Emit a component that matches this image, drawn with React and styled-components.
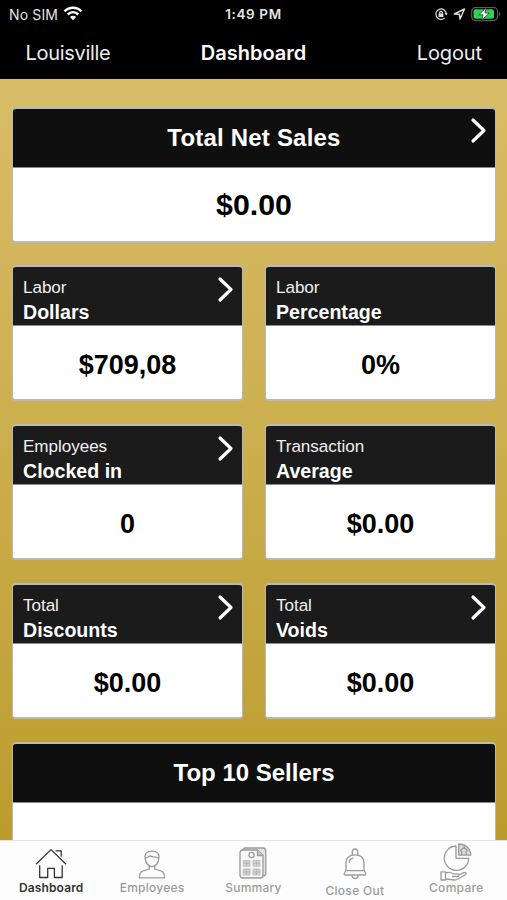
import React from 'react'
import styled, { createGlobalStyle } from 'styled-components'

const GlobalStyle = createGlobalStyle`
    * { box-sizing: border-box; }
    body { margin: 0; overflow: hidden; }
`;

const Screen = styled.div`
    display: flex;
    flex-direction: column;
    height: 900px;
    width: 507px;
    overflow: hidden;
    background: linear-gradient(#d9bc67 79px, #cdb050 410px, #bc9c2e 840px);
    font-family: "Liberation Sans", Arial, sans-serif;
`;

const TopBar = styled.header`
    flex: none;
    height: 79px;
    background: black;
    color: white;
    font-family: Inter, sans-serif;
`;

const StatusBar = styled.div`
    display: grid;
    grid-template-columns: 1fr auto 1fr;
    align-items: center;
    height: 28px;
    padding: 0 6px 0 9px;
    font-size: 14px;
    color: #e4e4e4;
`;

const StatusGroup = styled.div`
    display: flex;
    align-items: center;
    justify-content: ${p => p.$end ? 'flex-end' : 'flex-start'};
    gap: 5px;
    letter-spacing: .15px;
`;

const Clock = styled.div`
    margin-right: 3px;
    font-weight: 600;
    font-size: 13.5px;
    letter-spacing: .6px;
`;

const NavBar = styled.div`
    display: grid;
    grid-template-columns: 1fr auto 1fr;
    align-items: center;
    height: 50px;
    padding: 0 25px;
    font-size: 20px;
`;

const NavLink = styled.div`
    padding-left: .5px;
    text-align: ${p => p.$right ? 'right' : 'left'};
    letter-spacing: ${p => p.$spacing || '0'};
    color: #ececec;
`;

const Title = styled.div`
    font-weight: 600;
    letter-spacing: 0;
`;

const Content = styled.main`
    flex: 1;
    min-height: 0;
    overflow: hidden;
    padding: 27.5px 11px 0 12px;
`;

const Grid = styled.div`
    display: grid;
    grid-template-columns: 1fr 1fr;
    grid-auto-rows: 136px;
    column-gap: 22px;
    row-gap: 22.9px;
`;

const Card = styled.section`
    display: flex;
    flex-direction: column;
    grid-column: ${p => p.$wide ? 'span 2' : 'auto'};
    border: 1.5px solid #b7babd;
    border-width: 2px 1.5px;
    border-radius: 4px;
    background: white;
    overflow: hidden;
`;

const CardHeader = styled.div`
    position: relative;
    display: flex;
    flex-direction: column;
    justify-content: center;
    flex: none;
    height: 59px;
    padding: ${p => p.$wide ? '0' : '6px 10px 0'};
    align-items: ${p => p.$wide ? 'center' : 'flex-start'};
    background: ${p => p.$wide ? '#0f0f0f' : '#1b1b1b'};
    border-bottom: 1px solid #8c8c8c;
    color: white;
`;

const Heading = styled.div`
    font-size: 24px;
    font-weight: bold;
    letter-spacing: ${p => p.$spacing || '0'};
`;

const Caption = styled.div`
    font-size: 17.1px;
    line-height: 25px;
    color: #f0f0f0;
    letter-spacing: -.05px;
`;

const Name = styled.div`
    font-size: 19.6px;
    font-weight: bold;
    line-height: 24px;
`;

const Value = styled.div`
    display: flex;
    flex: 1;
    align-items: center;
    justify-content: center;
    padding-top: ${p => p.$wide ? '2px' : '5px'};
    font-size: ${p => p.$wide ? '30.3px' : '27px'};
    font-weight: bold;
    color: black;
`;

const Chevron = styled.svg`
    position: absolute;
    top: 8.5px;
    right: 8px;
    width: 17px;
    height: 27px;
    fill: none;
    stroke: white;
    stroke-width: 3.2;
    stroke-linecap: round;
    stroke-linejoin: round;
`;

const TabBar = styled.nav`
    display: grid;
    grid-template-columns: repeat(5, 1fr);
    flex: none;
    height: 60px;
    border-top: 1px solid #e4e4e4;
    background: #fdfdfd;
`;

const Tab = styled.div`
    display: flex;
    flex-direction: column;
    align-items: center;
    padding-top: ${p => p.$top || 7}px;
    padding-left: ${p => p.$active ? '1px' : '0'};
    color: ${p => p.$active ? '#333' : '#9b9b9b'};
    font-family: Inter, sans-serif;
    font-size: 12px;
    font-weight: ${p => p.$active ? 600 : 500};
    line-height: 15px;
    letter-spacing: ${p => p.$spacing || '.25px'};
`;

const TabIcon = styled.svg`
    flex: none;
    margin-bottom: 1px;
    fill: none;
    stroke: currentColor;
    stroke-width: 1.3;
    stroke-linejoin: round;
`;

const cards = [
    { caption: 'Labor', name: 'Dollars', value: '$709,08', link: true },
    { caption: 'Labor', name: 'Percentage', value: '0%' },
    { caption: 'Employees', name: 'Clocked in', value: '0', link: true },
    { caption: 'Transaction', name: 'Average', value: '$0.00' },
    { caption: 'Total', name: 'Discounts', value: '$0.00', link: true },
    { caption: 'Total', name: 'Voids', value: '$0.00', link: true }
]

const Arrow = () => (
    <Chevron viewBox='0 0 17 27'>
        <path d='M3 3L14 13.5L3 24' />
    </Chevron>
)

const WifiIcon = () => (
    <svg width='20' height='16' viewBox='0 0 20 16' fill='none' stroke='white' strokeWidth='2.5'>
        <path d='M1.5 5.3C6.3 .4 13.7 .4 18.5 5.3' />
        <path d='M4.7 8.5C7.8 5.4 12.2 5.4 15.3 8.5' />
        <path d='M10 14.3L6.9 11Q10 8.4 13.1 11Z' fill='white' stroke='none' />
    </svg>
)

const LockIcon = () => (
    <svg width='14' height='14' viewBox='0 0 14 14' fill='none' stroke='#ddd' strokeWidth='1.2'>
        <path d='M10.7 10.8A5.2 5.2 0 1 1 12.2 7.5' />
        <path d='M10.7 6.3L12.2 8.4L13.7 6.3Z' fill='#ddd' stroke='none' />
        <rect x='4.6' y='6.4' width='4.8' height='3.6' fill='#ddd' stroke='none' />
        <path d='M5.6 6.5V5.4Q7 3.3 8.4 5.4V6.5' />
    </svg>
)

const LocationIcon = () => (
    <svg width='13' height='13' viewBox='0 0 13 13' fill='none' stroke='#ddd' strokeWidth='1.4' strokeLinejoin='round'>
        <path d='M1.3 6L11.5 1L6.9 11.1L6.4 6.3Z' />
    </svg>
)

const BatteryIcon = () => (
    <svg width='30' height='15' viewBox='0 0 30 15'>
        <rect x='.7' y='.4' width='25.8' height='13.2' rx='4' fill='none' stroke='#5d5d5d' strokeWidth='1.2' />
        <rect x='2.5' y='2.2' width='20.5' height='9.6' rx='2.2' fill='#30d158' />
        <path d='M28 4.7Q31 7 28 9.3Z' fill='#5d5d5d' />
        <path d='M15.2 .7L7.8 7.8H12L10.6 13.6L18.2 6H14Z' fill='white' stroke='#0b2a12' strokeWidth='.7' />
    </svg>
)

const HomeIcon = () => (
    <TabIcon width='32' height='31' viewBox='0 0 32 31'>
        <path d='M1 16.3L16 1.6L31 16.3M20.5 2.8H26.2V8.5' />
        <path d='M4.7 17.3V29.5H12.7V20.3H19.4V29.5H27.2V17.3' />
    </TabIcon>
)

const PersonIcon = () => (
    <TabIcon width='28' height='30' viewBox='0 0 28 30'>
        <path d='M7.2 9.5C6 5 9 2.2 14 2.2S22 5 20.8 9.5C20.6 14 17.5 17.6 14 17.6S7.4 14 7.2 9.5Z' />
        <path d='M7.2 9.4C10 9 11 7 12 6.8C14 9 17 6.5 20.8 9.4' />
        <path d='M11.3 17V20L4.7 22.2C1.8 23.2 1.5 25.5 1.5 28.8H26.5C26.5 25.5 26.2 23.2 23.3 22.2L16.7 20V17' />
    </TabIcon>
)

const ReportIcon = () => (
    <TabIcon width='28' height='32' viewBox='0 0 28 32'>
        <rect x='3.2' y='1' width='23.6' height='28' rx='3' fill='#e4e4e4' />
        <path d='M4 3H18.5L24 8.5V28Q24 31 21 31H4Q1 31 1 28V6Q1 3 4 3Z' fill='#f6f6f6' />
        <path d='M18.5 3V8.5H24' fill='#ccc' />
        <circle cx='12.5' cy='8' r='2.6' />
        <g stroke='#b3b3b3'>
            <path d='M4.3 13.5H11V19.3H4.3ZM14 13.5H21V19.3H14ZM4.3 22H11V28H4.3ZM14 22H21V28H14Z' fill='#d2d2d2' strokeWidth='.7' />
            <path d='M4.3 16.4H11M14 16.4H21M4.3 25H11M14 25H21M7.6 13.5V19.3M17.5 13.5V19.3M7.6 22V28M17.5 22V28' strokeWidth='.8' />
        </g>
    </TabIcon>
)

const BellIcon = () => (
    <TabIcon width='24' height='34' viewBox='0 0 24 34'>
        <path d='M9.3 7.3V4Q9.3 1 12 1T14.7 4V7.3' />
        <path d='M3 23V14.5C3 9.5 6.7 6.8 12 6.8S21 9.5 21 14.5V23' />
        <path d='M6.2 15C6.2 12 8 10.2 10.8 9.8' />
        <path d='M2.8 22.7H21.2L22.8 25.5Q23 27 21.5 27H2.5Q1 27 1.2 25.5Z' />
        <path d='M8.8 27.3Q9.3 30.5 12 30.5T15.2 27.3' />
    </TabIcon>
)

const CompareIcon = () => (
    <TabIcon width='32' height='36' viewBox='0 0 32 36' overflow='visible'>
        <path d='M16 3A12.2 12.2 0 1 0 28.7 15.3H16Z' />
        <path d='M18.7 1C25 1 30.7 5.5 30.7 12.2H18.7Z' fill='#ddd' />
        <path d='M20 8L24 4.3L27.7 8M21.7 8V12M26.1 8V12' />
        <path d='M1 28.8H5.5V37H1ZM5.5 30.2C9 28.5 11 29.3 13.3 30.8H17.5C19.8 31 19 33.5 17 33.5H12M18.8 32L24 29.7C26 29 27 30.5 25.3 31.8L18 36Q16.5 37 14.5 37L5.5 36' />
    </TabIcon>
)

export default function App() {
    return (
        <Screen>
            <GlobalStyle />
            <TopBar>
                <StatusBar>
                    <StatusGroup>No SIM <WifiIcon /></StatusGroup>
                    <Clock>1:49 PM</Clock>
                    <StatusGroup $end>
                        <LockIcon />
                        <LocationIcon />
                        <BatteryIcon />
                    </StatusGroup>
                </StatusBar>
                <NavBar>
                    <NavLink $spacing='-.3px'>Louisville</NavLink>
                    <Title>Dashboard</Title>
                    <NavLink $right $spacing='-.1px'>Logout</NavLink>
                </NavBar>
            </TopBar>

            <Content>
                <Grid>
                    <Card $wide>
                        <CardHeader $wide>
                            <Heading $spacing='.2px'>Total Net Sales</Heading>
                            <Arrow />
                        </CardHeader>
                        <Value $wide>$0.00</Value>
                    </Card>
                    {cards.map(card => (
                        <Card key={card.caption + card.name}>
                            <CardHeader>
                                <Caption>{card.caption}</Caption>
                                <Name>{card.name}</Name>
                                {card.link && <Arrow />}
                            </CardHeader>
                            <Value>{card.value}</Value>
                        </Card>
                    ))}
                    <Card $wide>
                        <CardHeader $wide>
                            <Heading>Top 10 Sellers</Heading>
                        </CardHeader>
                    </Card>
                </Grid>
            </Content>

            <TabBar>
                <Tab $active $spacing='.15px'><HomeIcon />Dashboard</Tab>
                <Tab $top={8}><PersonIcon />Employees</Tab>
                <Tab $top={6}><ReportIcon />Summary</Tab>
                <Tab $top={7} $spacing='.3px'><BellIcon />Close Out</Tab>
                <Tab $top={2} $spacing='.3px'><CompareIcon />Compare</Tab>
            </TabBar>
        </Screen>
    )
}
__________________________________________________
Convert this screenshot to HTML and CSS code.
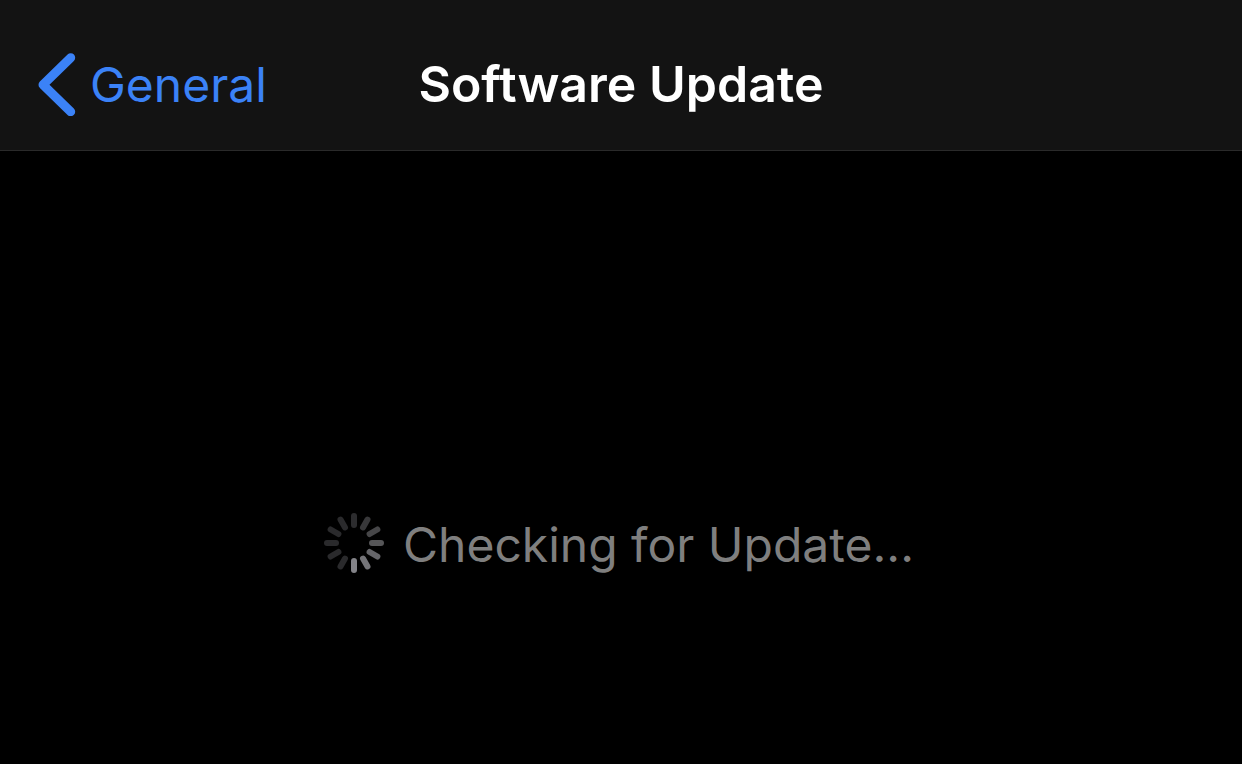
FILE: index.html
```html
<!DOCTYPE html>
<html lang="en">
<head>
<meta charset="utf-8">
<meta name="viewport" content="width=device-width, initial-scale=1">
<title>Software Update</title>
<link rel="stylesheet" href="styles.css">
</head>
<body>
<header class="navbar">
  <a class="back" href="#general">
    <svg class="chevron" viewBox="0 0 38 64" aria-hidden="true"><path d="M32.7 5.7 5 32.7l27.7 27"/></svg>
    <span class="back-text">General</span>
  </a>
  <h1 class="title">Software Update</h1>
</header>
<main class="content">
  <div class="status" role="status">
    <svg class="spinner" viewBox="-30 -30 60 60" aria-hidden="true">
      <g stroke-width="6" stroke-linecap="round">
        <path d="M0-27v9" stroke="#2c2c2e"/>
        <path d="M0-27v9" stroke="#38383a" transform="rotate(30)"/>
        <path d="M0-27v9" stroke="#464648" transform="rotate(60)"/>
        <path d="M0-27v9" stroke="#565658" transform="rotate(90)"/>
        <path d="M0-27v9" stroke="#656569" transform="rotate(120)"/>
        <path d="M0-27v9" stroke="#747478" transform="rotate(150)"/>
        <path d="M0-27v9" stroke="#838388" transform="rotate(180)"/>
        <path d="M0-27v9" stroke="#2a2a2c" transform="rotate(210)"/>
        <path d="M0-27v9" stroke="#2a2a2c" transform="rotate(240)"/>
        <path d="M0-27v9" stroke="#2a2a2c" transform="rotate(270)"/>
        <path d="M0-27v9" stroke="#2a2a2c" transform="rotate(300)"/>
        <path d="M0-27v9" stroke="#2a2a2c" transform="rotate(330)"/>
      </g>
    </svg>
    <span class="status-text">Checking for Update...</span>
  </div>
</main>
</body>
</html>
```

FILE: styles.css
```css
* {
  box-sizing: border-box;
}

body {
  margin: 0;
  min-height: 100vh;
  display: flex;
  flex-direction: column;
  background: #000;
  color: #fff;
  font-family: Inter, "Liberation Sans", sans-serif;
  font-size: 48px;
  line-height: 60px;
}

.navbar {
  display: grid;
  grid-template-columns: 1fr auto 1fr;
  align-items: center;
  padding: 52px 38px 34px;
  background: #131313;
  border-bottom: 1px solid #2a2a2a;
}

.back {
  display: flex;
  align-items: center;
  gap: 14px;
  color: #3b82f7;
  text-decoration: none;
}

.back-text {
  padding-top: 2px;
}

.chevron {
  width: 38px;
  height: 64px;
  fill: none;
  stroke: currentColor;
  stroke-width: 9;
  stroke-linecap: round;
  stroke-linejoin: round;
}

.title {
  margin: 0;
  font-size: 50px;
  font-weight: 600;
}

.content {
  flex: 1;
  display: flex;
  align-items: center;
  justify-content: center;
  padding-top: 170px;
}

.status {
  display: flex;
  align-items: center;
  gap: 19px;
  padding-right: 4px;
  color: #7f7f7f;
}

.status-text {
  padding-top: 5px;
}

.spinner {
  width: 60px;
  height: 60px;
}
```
__________________________________________________
TO DO: Only the number is wanted: count the lines of the records that hold the word "this".

COMPLETE ANSWER: 2